Code that builds pages
══════════════════════════════

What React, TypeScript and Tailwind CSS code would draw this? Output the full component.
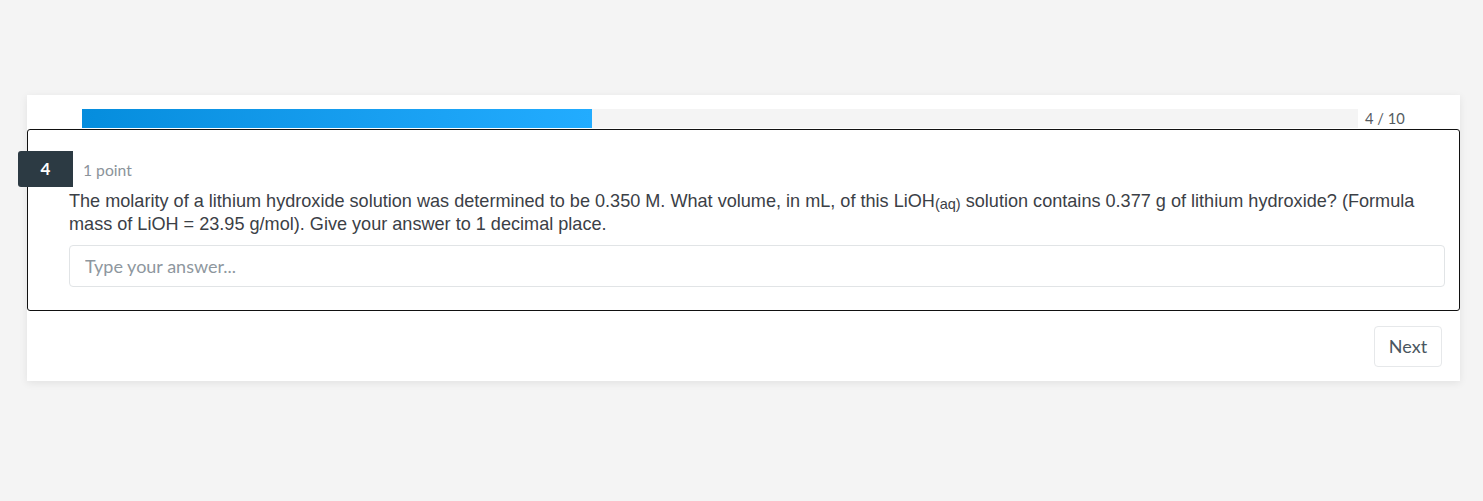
export default function App() {
  const current = 4;
  const total = 10;

  return (
    <div className="h-[501px] bg-[#f4f4f4] pt-[95px] font-['Lato',sans-serif]">
      <div className="ml-[27px] w-[1433px] bg-white shadow-[0_2px_8px_rgba(0,0,0,0.08)]">
        {/* progress */}
        <div className="flex items-end pl-[55px] pt-[14px]">
          <div className="h-[19px] w-[1276px] bg-[#f4f4f4]">
            <div
              className="h-full bg-gradient-to-r from-[#058ddd] to-[#22acff]"
              style={{ width: `${(current / total) * 100}%` }}
            />
          </div>
          <span className="ml-[7px] text-[14.7px] leading-[19px] text-[#555b61]">
            {current} / {total}
          </span>
        </div>

        {/* question */}
        <div className="relative mt-px rounded-[3px] border border-[#111] pb-[23px] pl-[41px] pr-[14px] pt-[21px]">
          <div className="absolute left-[-10px] top-[21px] flex h-[36px] w-[55px] items-center justify-center rounded-l-[3px] bg-[#2c3a43] text-[17px] font-bold text-white">
            {current}
          </div>
          <div className="flex h-[36px] items-center pl-[14px] pt-[3px] text-[15.7px] text-[#8b939a]">1 point</div>
          <p className="mt-[3px] font-['Liberation_Sans',Arial,sans-serif] text-[18.1px] leading-[23px] text-[#3b4046]">
            The molarity of a lithium hydroxide solution was determined to be 0.350 M. What volume, in mL, of this LiOH
            <span className="align-[-2px] text-[14.5px] leading-none">(aq)</span> solution contains 0.377 g of lithium
            hydroxide? (Formula mass of LiOH = 23.95 g/mol). Give your answer to 1 decimal place.
          </p>
          <input
            type="text"
            placeholder="Type your answer..."
            className="mt-[9px] block h-[42px] w-full rounded-[4px] border border-[#e1e4e6] px-[15px] text-[18px] text-[#3b4046] outline-none placeholder:text-[#8e979e]"
          />
        </div>

        {/* footer */}
        <div className="flex justify-end pb-[14px] pr-[18px] pt-[15px]">
          <button className="h-[41px] w-[68px] rounded-[4px] border border-[#e6e8ea] bg-white text-[18px] text-[#4a5660]">
            Next
          </button>
        </div>
      </div>
    </div>
  );
}
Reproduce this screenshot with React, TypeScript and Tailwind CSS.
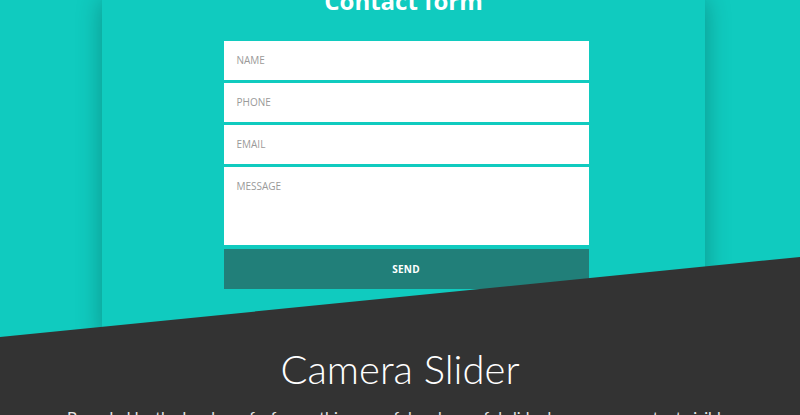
export default function App() {
  const fields = ["NAME", "PHONE", "EMAIL"]

  return (
    <div className="h-[415px] overflow-hidden bg-[#10cbbf]" style={{ fontFamily: "'Open Sans', sans-serif" }}>
      {/* CONTACT CARD */}
      <div className="ml-[102px] w-[603px] h-[340px] bg-[#10cbbf] shadow-[0_0_24px_rgba(0,0,0,0.28)] flex flex-col items-center">
        <h2 className="mt-[-11px] mb-[28px] text-[24px] leading-[24px] font-bold text-white">
          Contact form
        </h2>

        <form className="w-[365px] ml-[5px] flex flex-col">
          {fields.map((f) => (
            <div
              key={f}
              className="h-[39px] mb-[3px] bg-white px-[13px] flex items-center text-[10px] text-[#9a9a9a]"
            >
              {f}
            </div>
          ))}
          <div className="h-[78px] bg-white px-[13px] pt-[12px] text-[10px] leading-[14px] text-[#9a9a9a]">
            MESSAGE
          </div>
          <button
            type="button"
            className="mt-[4px] h-[40px] bg-[#217f79] text-white text-[10px] font-bold tracking-wide"
          >
            SEND
          </button>
        </form>
      </div>

      {/* DARK FOOTER */}
      <div
        className="relative z-10 mt-[-83px] h-[200px] bg-[#333333] text-white text-center pt-[88px]"
        style={{ clipPath: "polygon(0 80px, 100% 0, 100% 100%, 0 100%)", fontFamily: "Lato, sans-serif" }}
      >
        <h1 className="text-[40px] leading-[48px] font-light">Camera Slider</h1>
        <p className="mt-[12px] text-[16px] leading-[24px] text-[#e5e5e5] px-[60px]">
          Bounded by the borders of a frame, this powerful and graceful slider keeps your content visible. Flexible and elegant.
        </p>
      </div>
    </div>
  )
}
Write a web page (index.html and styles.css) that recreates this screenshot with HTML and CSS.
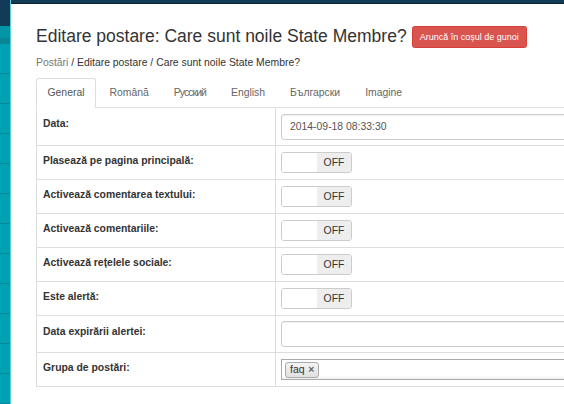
FILE: index.html
```html
<!DOCTYPE html>
<html lang="ro">
<head>
<meta charset="utf-8">
<title>Editare postare</title>
<link rel="stylesheet" href="styles.css">
</head>
<body>
<div class="app">
  <aside class="sidebar">
    <div class="sb-head"></div>
    <div class="sb-sub"></div>
    <div class="sb-dark"></div>
    <div class="sb-item"></div>
    <div class="sb-item"></div>
    <div class="sb-item"></div>
    <div class="sb-item"></div>
    <div class="sb-item"></div>
    <div class="sb-item"></div>
    <div class="sb-item"></div>
    <div class="sb-item"></div>
    <div class="sb-item"></div>
    <div class="sb-item"></div>
    <div class="sb-item"></div>
    <div class="sb-item"></div>
  </aside>
  <main class="main">
    <div class="topbar"></div>
    <div class="content">
      <div class="title-row">
        <h3 class="title">Editare postare: Care sunt noile State Membre?</h3>
        <button class="btn-danger">Aruncă în coșul de gunoi</button>
      </div>
      <div class="breadcrumb"><a class="crumb-link">Postări</a> / Editare postare / Care sunt noile State Membre?</div>
      <ul class="tabs">
        <li class="tab active">General</li>
        <li class="tab">Română</li>
        <li class="tab tab-narrow">Русский</li>
        <li class="tab">English</li>
        <li class="tab">Български</li>
        <li class="tab">Imagine</li>
      </ul>
      <table class="form-table">
        <tr class="row-input row-first">
          <th>Data:</th>
          <td><div class="input">2014-09-18 08:33:30</div></td>
        </tr>
        <tr>
          <th>Plasează pe pagina principală:</th>
          <td><div class="switch"><span class="sw-label"></span><span class="sw-off">OFF</span></div></td>
        </tr>
        <tr>
          <th>Activează comentarea textului:</th>
          <td><div class="switch"><span class="sw-label"></span><span class="sw-off">OFF</span></div></td>
        </tr>
        <tr>
          <th>Activează comentariile:</th>
          <td><div class="switch"><span class="sw-label"></span><span class="sw-off">OFF</span></div></td>
        </tr>
        <tr>
          <th>Activează rețelele sociale:</th>
          <td><div class="switch"><span class="sw-label"></span><span class="sw-off">OFF</span></div></td>
        </tr>
        <tr>
          <th>Este alertă:</th>
          <td><div class="switch"><span class="sw-label"></span><span class="sw-off">OFF</span></div></td>
        </tr>
        <tr class="row-input">
          <th>Data expirării alertei:</th>
          <td><div class="input"></div></td>
        </tr>
        <tr>
          <th>Grupa de postări:</th>
          <td><div class="choices"><span class="choice">faq <span class="choice-x">×</span></span></div></td>
        </tr>
      </table>
    </div>
  </main>
</div>
</body>
</html>
```
FILE: styles.css
```css
html, body {
  margin: 0;
  padding: 0;
  width: 564px;
  height: 404px;
  overflow: hidden;
  background: #fff;
}
body {
  font-family: "Liberation Sans", Arial, sans-serif;
  font-size: 10.4px;
  line-height: 15px;
  color: #333;
}
.app {
  display: flex;
  height: 404px;
}
.sidebar {
  width: 10px;
  flex: 0 0 10px;
  background: #00a1b3;
  border-right: 1px solid #5fd0dc;
  display: flex;
  flex-direction: column;
}
.sb-head { height: 37px; background: #123b57; }
.sb-sub { height: 18px; background: #0096a6; }
.sb-dark { height: 8px; background: #0a8595; }
.sb-item { height: 29px; border-bottom: 1px solid #07899a; flex: 0 0 auto; }
.main {
  flex: 1;
  min-width: 0;
  overflow: hidden;
}
.topbar {
  height: 3px;
  background: #123b57;
  border-bottom: 1px solid #0a2233;
}
.content {
  padding: 0 0 0 25px;
  width: 760px;
}
.title-row {
  display: flex;
  align-items: flex-start;
  margin-top: 22px;
  height: 22px;
}
.title {
  margin: 0;
  font-size: 17.5px;
  font-weight: normal;
  line-height: 20px;
  color: #333;
  white-space: nowrap;
}
.btn-danger {
  margin-left: 5px;
  height: 22px;
  padding: 0 7px;
  background: #d9534f;
  border: 1px solid #d43f3a;
  border-radius: 2.5px;
  color: #fff;
  font-family: "Liberation Sans", Arial, sans-serif;
  font-size: 9px;
  line-height: 20px;
  white-space: nowrap;
}
.breadcrumb {
  margin-top: 7px;
  line-height: 15px;
  color: #333;
  white-space: nowrap;
}
.crumb-link { color: #777; }
.tabs {
  list-style: none;
  margin: 8px 0 0;
  padding: 0;
  display: flex;
  border-bottom: 1px solid #ddd;
}
.tab {
  margin-right: 2px;
  margin-bottom: -1px;
  padding: 6px 10.5px 7px;
  line-height: 15px;
  color: #666;
  border: 1px solid transparent;
  border-radius: 3px 3px 0 0;
}
.tab-narrow { letter-spacing: -0.9px; }
.tab.active {
  color: #555;
  background: #fff;
  border-color: #ddd #ddd transparent;
}
.form-table {
  border-collapse: collapse;
  width: 735px;
  border: 1px solid #ddd;
  border-top: 0;
}
.form-table th,
.form-table td {
  border: 1px solid #ddd;
  padding: 6px 5px;
  vertical-align: top;
  text-align: left;
}
.form-table tr:first-child th,
.form-table tr:first-child td { border-top: 0; }
.form-table th {
  width: 226px;
  padding: 7px 6px 6px 6px;
  font-weight: bold;
  line-height: 15px;
  color: #333;
}
.input {
  height: 24px;
  border: 1px solid #ccc;
  border-radius: 3px;
  padding: 0 8px;
  line-height: 24px;
  color: #555;
  box-shadow: inset 0 1px 1px rgba(0,0,0,0.06);
}
.row-input td { padding-top: 5px; padding-bottom: 5px; }
.row-input th { padding-top: 8px; }
.row-first td { padding-top: 6px; }
.switch {
  display: flex;
  width: 69px;
  height: 19px;
  border: 1px solid #ccc;
  border-radius: 3px;
  overflow: hidden;
}
.sw-label {
  width: 35px;
  background: #fff;
}
.sw-off {
  flex: 1;
  background: #eee;
  color: #333;
  text-align: center;
  line-height: 19px;
  font-size: 10.4px;
}
.choices {
  height: 19px;
  border: 1px solid #aaa;
  padding: 0 3px;
  display: flex;
  align-items: center;
  background: linear-gradient(#fff 85%, #eee);
}
.choice {
  display: inline-block;
  height: 14px;
  line-height: 14px;
  padding: 0 4px;
  border: 1px solid #aaa;
  border-radius: 3px;
  background: linear-gradient(#f4f4f4, #e0e0e0);
  color: #333;
  font-size: 10.4px;
}
.choice-x {
  color: #666;
  font-weight: bold;
  margin-left: 1px;
}
```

══════════════════════════════

**Stated problem**. Repeat the listing above from its first line through the line that contains "const total = 10;", both included, and nothing more. Drop the pictures.

**Response to the task**.
What React, TypeScript and Tailwind CSS code would draw this? Output the full component.
export default function App() {
  const current = 4;
  const total = 10;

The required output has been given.